What you will do: Note how many lines hold the string "this" and give that number without any other words.

Material:
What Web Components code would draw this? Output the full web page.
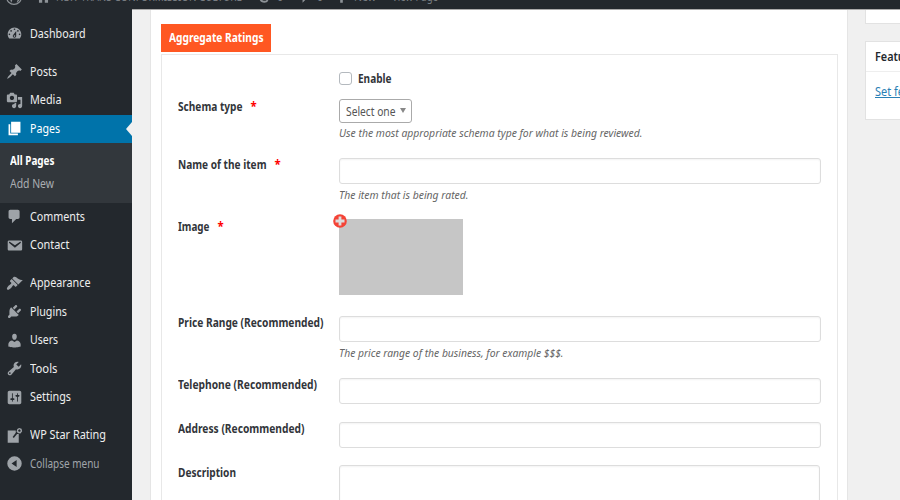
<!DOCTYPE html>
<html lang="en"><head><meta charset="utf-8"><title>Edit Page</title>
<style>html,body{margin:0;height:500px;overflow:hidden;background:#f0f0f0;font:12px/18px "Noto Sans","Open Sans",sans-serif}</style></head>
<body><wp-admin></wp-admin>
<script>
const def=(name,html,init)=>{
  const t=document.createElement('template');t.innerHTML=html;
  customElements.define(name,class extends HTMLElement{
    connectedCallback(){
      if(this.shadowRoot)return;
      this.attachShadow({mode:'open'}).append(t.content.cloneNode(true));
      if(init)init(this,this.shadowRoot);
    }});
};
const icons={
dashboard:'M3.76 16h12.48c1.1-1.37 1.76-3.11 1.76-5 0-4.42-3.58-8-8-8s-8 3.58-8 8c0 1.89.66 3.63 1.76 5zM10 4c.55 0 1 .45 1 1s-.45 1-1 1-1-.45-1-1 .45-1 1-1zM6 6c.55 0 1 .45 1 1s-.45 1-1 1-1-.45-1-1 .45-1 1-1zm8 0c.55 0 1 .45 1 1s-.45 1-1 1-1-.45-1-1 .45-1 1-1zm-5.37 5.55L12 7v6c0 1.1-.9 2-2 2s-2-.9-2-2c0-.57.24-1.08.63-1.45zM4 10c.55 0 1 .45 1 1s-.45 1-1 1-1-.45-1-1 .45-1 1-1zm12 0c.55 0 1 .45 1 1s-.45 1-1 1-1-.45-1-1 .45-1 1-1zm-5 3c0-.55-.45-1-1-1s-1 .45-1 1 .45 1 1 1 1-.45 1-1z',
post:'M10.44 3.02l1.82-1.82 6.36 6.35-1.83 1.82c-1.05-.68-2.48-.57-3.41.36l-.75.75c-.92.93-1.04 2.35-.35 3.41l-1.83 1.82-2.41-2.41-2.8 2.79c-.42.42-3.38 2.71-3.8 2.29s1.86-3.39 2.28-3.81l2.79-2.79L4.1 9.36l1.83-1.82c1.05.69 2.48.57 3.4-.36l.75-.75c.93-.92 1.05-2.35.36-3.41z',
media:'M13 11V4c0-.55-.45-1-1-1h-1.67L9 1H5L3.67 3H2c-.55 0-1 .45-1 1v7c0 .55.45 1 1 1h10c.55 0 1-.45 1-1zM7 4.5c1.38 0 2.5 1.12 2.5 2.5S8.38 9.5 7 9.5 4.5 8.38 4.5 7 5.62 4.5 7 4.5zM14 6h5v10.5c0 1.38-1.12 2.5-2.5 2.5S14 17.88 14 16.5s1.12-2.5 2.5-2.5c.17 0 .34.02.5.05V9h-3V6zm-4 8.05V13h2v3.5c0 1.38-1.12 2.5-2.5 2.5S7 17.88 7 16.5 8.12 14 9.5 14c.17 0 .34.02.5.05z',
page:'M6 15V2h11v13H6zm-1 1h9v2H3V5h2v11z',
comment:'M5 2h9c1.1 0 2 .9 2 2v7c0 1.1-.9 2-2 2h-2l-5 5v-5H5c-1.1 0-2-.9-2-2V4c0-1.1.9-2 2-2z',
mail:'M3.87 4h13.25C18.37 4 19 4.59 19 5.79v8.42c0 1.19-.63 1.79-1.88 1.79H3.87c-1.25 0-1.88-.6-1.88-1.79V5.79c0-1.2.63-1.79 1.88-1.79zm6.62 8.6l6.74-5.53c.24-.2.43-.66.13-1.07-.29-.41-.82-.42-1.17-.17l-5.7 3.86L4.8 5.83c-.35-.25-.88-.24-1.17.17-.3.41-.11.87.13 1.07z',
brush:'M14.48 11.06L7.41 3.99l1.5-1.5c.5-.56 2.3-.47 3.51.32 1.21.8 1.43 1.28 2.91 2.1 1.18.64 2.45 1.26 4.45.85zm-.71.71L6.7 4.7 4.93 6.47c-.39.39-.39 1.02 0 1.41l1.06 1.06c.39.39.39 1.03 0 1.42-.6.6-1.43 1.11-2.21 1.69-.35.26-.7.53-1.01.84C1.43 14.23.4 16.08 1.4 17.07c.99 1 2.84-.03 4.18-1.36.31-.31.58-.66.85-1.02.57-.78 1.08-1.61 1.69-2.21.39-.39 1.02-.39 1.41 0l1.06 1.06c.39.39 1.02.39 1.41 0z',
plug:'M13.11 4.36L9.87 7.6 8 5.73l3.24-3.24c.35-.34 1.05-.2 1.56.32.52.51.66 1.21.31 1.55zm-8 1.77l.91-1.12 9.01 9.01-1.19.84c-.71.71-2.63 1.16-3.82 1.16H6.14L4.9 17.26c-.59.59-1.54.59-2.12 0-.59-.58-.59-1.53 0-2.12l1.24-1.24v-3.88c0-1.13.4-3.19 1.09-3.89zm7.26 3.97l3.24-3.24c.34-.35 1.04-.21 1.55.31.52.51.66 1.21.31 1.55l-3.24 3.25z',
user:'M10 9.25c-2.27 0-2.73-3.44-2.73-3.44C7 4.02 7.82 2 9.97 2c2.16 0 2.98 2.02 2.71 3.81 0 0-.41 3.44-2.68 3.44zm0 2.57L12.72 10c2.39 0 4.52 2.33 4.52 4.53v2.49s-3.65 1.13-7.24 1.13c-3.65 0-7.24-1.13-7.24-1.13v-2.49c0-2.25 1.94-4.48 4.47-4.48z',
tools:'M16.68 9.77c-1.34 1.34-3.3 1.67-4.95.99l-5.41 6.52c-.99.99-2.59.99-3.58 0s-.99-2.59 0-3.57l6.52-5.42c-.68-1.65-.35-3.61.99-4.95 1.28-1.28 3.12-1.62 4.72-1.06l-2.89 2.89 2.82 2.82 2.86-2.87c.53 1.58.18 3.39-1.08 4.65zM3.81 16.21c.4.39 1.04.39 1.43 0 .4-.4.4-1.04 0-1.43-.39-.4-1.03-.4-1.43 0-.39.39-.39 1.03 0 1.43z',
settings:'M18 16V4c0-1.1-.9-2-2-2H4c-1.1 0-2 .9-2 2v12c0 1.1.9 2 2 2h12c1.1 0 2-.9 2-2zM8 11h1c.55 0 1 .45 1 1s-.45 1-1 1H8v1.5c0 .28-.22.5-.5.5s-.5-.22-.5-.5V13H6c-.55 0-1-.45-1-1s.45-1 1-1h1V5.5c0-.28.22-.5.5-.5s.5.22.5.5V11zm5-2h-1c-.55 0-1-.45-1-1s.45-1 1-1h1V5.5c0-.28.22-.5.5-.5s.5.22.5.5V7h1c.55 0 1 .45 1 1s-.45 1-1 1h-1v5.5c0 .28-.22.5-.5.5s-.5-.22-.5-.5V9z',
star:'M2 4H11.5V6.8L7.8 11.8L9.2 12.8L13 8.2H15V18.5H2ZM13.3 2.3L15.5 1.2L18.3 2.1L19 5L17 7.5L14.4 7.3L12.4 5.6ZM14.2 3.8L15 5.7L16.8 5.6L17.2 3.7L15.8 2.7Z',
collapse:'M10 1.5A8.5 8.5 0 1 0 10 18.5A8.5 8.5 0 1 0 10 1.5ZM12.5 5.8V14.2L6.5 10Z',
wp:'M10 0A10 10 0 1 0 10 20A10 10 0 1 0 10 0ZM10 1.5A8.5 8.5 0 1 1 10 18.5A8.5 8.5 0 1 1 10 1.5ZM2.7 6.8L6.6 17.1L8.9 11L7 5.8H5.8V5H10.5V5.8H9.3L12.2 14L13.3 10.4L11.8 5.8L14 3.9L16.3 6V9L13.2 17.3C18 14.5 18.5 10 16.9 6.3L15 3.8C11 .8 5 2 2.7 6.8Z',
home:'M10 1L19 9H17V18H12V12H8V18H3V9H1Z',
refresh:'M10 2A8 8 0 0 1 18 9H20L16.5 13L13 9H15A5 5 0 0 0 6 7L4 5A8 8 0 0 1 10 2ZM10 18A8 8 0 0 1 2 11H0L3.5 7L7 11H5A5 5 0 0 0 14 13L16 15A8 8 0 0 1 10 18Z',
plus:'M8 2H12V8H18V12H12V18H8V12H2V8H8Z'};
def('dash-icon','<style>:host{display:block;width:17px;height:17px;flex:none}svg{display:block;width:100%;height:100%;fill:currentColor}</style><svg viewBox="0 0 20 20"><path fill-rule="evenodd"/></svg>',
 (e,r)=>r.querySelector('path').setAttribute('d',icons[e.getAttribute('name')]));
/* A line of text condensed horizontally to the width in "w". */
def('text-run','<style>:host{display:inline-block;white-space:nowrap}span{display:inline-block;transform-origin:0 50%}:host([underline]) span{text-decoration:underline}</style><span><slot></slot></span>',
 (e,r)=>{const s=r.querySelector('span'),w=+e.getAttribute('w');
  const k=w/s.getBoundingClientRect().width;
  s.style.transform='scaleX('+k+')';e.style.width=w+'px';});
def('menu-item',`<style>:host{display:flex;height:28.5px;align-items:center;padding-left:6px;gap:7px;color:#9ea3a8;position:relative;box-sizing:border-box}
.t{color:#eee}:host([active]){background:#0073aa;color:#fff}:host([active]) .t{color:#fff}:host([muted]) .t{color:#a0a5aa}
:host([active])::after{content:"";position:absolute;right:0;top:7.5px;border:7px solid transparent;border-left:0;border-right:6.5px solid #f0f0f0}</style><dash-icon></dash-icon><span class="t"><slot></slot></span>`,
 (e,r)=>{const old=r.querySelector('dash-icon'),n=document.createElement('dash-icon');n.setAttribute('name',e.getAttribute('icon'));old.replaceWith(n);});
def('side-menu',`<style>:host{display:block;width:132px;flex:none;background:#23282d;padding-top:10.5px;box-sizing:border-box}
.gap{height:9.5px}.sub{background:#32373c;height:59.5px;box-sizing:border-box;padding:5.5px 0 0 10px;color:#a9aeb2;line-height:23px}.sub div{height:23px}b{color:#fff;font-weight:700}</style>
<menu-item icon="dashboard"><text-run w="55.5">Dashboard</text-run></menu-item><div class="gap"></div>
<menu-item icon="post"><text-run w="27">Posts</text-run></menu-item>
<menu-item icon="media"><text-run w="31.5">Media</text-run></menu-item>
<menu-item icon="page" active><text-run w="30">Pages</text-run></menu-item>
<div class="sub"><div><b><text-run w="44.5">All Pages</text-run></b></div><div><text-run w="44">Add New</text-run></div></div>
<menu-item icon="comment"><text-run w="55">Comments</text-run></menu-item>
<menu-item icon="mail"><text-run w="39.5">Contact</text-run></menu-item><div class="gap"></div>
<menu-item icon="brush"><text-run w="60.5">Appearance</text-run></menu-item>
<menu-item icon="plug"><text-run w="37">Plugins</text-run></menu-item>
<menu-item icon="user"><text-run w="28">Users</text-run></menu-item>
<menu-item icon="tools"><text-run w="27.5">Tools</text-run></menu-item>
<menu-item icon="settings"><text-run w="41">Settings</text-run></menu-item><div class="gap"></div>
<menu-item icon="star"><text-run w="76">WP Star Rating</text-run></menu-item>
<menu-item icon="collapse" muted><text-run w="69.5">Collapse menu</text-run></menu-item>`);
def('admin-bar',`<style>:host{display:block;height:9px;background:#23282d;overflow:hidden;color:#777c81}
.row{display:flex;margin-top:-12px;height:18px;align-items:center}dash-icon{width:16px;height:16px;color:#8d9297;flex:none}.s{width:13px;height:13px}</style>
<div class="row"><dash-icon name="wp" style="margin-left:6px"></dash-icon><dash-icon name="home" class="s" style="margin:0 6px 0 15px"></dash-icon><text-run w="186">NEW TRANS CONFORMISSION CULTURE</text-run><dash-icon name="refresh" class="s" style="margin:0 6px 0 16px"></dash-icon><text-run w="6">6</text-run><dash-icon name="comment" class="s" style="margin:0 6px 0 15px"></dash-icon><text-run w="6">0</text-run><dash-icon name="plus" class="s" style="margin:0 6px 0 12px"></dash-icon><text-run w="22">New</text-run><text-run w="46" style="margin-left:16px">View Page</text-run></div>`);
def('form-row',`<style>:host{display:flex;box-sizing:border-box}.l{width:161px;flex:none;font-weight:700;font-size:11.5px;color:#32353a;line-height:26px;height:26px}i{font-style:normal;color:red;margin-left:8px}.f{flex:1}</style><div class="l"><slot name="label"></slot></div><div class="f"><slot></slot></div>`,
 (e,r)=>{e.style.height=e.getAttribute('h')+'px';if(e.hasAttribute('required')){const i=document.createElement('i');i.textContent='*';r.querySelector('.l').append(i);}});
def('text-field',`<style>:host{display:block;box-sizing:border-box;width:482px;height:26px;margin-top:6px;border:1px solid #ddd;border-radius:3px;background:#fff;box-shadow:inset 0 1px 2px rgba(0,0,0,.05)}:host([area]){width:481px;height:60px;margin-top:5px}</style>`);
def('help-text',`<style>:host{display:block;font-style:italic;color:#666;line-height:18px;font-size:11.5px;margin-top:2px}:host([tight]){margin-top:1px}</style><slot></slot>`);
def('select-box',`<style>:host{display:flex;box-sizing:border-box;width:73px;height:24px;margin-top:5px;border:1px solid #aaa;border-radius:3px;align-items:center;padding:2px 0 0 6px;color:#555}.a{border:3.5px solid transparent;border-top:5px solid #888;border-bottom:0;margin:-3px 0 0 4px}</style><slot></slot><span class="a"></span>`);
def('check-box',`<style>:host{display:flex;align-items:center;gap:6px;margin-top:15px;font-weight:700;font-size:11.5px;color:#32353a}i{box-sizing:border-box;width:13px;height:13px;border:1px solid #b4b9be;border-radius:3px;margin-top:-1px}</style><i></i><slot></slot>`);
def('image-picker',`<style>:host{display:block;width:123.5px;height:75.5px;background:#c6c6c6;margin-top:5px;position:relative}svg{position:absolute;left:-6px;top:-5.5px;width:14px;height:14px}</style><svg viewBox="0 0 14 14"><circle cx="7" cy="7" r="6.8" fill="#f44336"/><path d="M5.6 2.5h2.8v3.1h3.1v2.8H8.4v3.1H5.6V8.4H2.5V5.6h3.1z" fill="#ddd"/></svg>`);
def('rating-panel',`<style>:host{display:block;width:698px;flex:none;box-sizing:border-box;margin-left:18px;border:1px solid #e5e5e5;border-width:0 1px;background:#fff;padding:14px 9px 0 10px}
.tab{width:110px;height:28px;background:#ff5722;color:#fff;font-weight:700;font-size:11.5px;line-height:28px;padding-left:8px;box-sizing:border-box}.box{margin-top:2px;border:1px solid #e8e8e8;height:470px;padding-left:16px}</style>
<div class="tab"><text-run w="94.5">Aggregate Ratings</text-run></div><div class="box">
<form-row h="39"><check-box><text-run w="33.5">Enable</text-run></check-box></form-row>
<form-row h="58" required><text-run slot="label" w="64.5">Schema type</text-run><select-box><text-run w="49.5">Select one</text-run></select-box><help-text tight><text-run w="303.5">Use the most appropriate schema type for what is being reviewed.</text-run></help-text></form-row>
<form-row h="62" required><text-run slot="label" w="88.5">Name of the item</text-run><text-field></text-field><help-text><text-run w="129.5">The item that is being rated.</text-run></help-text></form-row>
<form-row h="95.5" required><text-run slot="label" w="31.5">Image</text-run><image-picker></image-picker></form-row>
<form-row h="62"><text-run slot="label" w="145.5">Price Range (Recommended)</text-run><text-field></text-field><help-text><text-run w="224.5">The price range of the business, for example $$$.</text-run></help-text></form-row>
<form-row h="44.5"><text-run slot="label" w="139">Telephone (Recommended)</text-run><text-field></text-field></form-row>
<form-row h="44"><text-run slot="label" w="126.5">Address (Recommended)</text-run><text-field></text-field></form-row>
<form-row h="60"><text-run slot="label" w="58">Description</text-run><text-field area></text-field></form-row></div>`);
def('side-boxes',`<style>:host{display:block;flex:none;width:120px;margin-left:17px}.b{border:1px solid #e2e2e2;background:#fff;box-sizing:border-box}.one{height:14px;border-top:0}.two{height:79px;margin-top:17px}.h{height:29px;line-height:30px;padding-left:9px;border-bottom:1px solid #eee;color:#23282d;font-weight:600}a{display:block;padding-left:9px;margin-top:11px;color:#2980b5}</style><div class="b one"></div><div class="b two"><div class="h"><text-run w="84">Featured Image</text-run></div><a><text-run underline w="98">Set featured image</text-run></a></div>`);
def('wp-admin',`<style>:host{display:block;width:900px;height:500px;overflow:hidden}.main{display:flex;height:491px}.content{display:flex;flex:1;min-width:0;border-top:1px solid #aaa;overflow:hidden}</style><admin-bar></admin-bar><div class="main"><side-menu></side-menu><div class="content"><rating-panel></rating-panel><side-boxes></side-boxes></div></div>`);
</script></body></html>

Task response: 4